#### INFORMATION SHOWN ####
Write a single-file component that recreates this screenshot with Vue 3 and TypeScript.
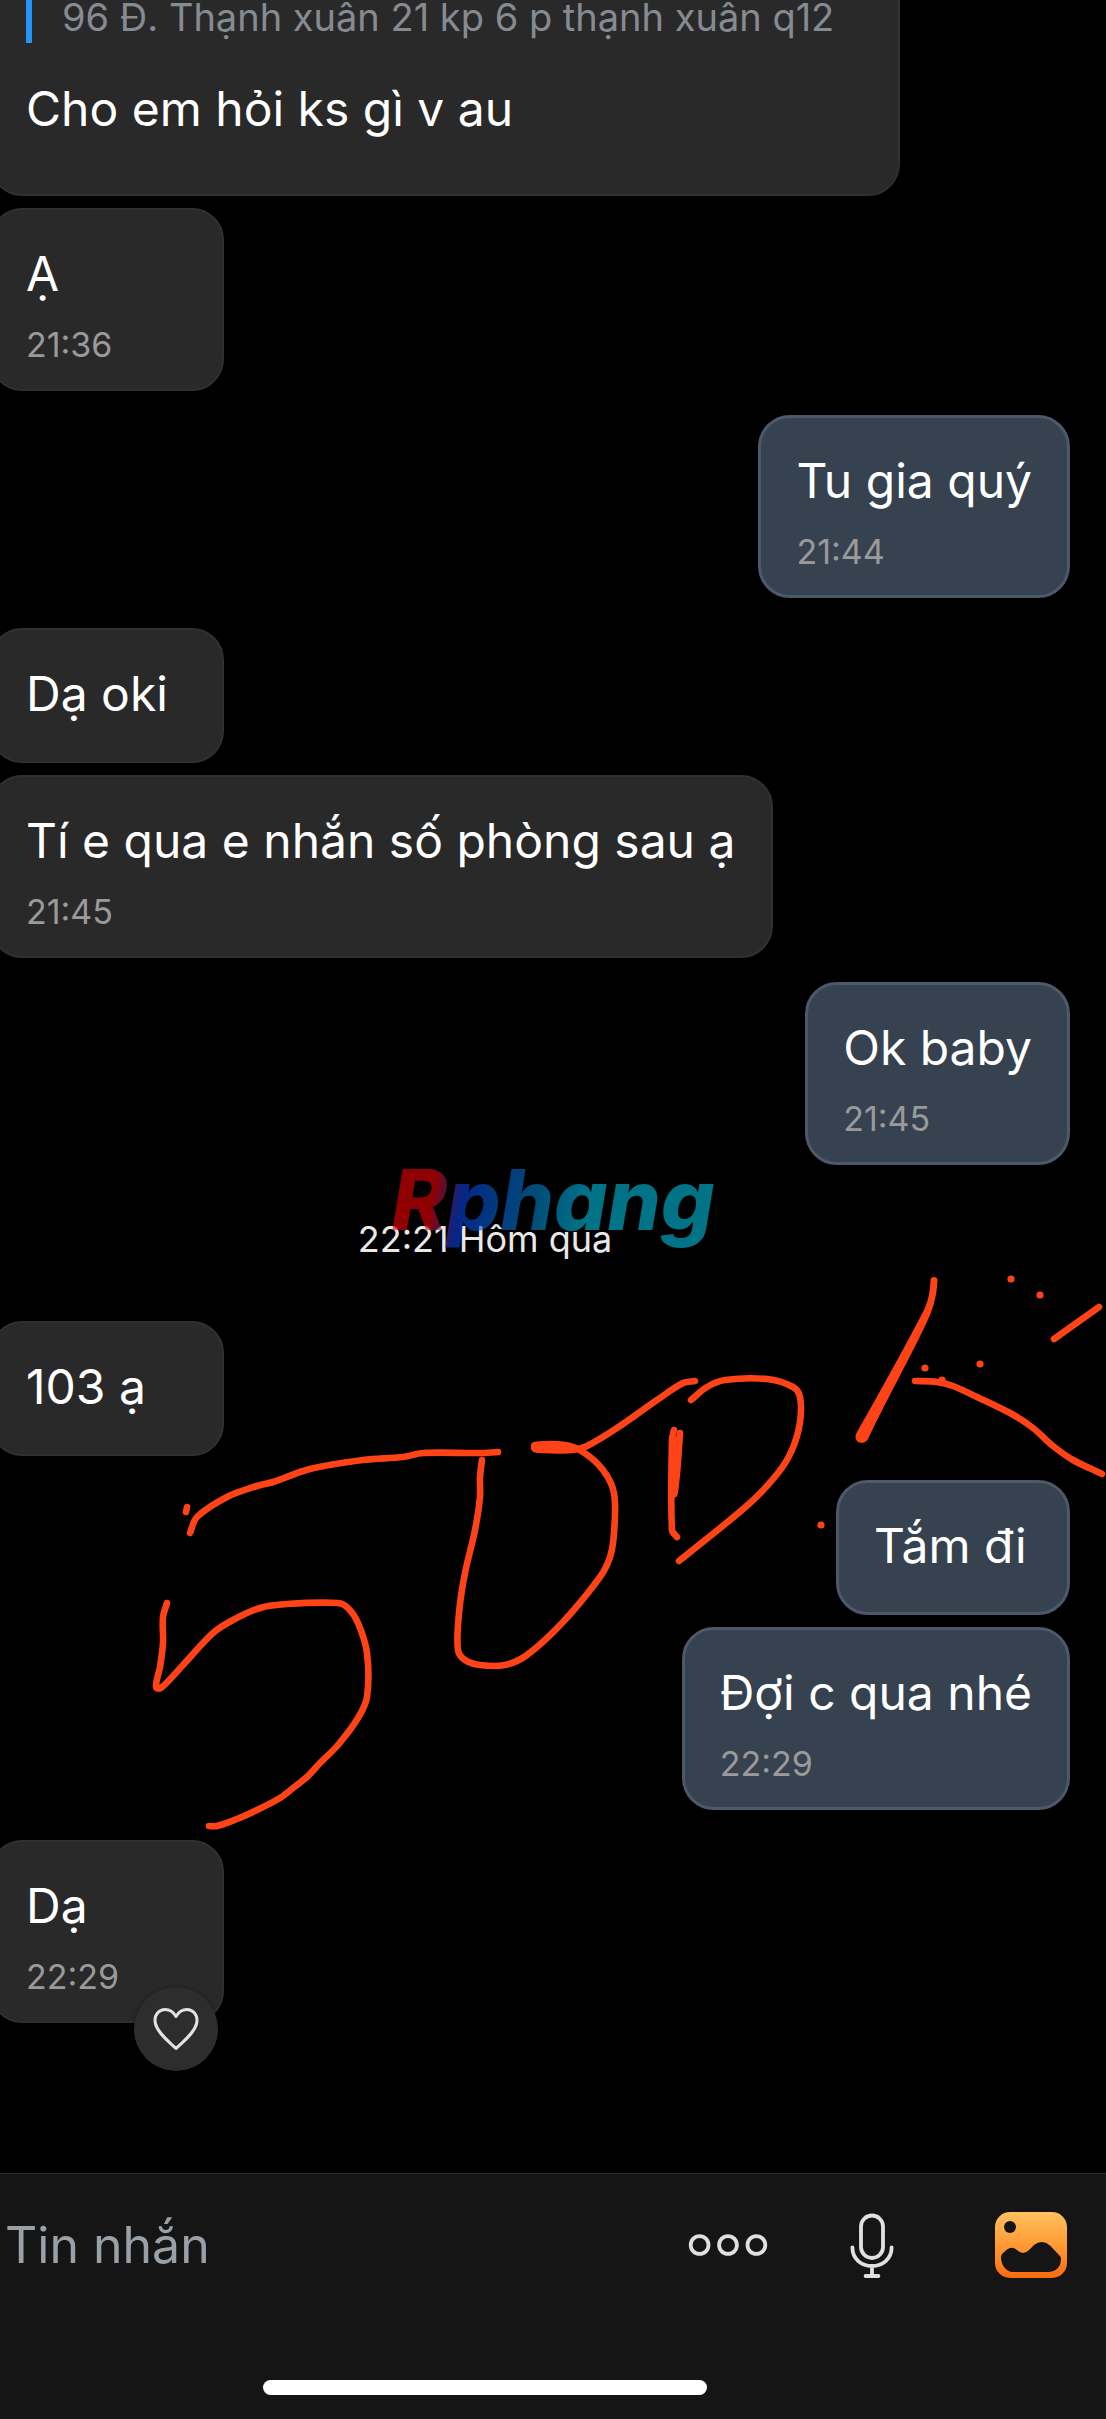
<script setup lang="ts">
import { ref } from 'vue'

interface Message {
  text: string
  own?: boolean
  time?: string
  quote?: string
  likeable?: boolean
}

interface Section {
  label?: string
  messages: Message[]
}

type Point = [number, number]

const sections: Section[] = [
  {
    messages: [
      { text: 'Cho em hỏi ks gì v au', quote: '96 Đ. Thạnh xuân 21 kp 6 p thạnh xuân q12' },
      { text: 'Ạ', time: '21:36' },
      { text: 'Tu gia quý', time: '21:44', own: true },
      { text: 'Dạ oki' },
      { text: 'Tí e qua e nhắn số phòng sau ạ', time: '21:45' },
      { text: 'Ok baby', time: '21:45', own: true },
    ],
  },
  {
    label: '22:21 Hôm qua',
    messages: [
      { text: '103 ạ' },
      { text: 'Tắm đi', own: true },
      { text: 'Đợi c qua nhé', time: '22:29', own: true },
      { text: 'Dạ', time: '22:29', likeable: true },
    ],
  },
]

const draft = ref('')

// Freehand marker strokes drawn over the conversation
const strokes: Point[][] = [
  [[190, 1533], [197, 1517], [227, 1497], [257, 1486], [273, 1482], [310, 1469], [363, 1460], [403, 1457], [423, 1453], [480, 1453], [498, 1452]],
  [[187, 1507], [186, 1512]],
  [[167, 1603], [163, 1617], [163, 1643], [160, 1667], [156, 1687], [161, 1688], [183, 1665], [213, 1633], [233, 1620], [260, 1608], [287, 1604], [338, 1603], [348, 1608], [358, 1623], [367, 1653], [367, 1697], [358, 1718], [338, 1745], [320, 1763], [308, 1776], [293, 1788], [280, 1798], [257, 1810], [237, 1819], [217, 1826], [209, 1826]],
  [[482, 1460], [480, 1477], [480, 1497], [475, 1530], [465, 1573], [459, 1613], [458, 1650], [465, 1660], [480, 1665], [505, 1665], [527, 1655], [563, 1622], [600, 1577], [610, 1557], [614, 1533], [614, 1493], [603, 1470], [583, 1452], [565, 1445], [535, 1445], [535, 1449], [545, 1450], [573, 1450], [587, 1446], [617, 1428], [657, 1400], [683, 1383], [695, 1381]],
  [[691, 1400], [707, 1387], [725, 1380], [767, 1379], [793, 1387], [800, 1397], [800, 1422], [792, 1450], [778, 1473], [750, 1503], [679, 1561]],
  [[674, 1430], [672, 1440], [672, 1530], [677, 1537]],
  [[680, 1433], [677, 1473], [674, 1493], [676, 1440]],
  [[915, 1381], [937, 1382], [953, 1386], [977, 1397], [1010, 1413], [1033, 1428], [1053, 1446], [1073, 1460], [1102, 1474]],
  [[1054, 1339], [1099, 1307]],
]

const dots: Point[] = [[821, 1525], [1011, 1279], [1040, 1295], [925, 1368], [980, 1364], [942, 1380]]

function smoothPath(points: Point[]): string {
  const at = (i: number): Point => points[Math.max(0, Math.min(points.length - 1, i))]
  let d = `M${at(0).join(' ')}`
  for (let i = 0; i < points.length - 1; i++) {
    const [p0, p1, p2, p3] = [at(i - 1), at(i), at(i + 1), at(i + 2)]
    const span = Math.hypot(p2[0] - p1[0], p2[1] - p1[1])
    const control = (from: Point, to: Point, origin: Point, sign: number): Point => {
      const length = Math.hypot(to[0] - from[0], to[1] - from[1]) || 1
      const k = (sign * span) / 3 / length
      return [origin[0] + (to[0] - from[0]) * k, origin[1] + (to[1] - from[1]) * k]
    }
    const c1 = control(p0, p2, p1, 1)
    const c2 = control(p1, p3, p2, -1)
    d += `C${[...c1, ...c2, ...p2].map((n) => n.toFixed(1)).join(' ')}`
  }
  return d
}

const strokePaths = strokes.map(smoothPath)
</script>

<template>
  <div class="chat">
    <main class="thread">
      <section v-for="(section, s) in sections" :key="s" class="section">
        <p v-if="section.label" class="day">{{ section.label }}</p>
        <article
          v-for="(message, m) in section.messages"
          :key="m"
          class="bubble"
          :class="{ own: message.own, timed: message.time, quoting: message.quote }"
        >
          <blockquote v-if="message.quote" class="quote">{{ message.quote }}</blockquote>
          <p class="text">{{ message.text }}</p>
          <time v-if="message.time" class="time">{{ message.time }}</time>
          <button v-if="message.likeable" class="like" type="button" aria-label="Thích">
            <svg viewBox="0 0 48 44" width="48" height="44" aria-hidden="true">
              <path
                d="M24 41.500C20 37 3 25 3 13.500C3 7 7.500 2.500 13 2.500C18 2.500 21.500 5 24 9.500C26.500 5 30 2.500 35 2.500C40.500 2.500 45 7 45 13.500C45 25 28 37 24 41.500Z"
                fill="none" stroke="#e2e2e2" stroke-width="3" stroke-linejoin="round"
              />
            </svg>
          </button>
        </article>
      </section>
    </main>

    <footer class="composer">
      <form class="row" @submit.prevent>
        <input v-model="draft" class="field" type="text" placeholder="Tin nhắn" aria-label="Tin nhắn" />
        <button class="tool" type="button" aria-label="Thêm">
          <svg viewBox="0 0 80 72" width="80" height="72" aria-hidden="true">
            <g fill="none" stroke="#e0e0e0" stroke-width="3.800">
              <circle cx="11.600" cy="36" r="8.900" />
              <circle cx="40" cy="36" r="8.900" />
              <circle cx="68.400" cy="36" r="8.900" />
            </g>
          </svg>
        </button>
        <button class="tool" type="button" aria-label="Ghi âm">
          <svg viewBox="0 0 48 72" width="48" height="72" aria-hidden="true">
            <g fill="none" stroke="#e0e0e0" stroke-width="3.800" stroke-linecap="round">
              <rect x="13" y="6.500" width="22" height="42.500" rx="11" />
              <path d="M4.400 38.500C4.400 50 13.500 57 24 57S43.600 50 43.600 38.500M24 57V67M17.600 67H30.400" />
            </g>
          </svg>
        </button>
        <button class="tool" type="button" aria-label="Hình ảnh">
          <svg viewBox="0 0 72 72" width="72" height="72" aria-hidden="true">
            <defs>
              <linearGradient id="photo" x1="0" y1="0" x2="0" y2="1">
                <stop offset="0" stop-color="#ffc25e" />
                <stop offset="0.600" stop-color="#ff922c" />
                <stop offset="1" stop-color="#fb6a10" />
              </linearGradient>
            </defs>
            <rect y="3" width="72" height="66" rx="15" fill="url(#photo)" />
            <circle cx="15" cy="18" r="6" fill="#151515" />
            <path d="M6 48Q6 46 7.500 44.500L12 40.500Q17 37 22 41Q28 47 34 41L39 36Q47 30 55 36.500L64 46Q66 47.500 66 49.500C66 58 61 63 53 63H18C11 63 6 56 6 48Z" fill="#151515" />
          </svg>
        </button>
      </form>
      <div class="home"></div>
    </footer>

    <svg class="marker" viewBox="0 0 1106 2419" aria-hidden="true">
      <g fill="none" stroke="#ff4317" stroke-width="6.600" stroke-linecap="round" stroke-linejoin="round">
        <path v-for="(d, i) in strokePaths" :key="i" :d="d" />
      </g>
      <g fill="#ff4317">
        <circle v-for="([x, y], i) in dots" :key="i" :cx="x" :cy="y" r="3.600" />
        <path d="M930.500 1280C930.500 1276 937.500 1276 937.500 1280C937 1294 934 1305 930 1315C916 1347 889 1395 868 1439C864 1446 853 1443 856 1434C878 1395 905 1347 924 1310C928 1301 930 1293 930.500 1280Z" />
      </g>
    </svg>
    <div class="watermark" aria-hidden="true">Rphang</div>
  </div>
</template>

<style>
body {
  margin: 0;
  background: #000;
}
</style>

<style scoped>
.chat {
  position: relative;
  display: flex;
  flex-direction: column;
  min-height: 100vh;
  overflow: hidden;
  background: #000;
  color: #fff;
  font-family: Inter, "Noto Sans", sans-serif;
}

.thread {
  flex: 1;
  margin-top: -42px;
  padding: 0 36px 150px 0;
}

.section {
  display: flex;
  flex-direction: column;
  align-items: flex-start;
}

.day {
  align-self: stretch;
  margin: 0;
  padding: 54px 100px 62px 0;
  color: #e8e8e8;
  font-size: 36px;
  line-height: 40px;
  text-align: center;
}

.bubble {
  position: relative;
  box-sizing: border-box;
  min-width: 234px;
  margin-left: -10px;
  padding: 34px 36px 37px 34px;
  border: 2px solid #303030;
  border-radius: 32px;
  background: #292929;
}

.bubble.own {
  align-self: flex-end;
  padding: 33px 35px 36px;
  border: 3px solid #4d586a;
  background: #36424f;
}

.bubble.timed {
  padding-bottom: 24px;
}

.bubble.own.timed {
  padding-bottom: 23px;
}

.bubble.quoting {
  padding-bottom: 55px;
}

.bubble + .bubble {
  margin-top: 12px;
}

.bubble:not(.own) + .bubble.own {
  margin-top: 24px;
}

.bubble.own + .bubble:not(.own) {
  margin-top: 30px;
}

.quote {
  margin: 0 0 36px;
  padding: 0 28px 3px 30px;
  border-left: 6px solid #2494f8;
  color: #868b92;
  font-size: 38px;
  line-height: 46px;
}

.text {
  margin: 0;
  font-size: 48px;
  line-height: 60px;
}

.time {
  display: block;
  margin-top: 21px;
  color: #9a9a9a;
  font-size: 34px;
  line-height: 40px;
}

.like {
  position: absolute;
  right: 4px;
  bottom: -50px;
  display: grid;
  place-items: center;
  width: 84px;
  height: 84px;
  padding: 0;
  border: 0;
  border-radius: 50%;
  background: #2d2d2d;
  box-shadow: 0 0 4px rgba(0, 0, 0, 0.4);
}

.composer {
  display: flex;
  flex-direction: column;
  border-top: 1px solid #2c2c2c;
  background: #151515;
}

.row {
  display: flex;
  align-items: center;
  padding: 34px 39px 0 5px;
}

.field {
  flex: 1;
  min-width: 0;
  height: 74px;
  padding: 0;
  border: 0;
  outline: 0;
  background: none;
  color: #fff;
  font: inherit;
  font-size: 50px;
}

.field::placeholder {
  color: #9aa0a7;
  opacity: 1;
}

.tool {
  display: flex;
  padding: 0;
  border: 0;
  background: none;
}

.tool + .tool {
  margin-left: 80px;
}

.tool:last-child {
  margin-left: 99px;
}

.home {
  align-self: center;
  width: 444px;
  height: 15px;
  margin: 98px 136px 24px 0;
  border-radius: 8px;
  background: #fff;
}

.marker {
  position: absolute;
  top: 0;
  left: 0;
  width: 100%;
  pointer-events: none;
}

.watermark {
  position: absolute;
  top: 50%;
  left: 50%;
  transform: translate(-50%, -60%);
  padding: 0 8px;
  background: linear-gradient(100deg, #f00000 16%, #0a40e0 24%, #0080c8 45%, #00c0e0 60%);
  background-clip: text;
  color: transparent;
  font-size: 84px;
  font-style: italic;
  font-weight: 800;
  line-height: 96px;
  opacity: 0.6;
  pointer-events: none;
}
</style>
####
(YOUR TASK):
Begin at the first line of the data above and repeat each line exactly, stopping after the line containing "const draft = ref('')". Omit the pictures.

(THE RESULT):
Write a single-file component that recreates this screenshot with Vue 3 and TypeScript.
<script setup lang="ts">
import { ref } from 'vue'

interface Message {
  text: string
  own?: boolean
  time?: string
  quote?: string
  likeable?: boolean
}

interface Section {
  label?: string
  messages: Message[]
}

type Point = [number, number]

const sections: Section[] = [
  {
    messages: [
      { text: 'Cho em hỏi ks gì v au', quote: '96 Đ. Thạnh xuân 21 kp 6 p thạnh xuân q12' },
      { text: 'Ạ', time: '21:36' },
      { text: 'Tu gia quý', time: '21:44', own: true },
      { text: 'Dạ oki' },
      { text: 'Tí e qua e nhắn số phòng sau ạ', time: '21:45' },
      { text: 'Ok baby', time: '21:45', own: true },
    ],
  },
  {
    label: '22:21 Hôm qua',
    messages: [
      { text: '103 ạ' },
      { text: 'Tắm đi', own: true },
      { text: 'Đợi c qua nhé', time: '22:29', own: true },
      { text: 'Dạ', time: '22:29', likeable: true },
    ],
  },
]

const draft = ref('')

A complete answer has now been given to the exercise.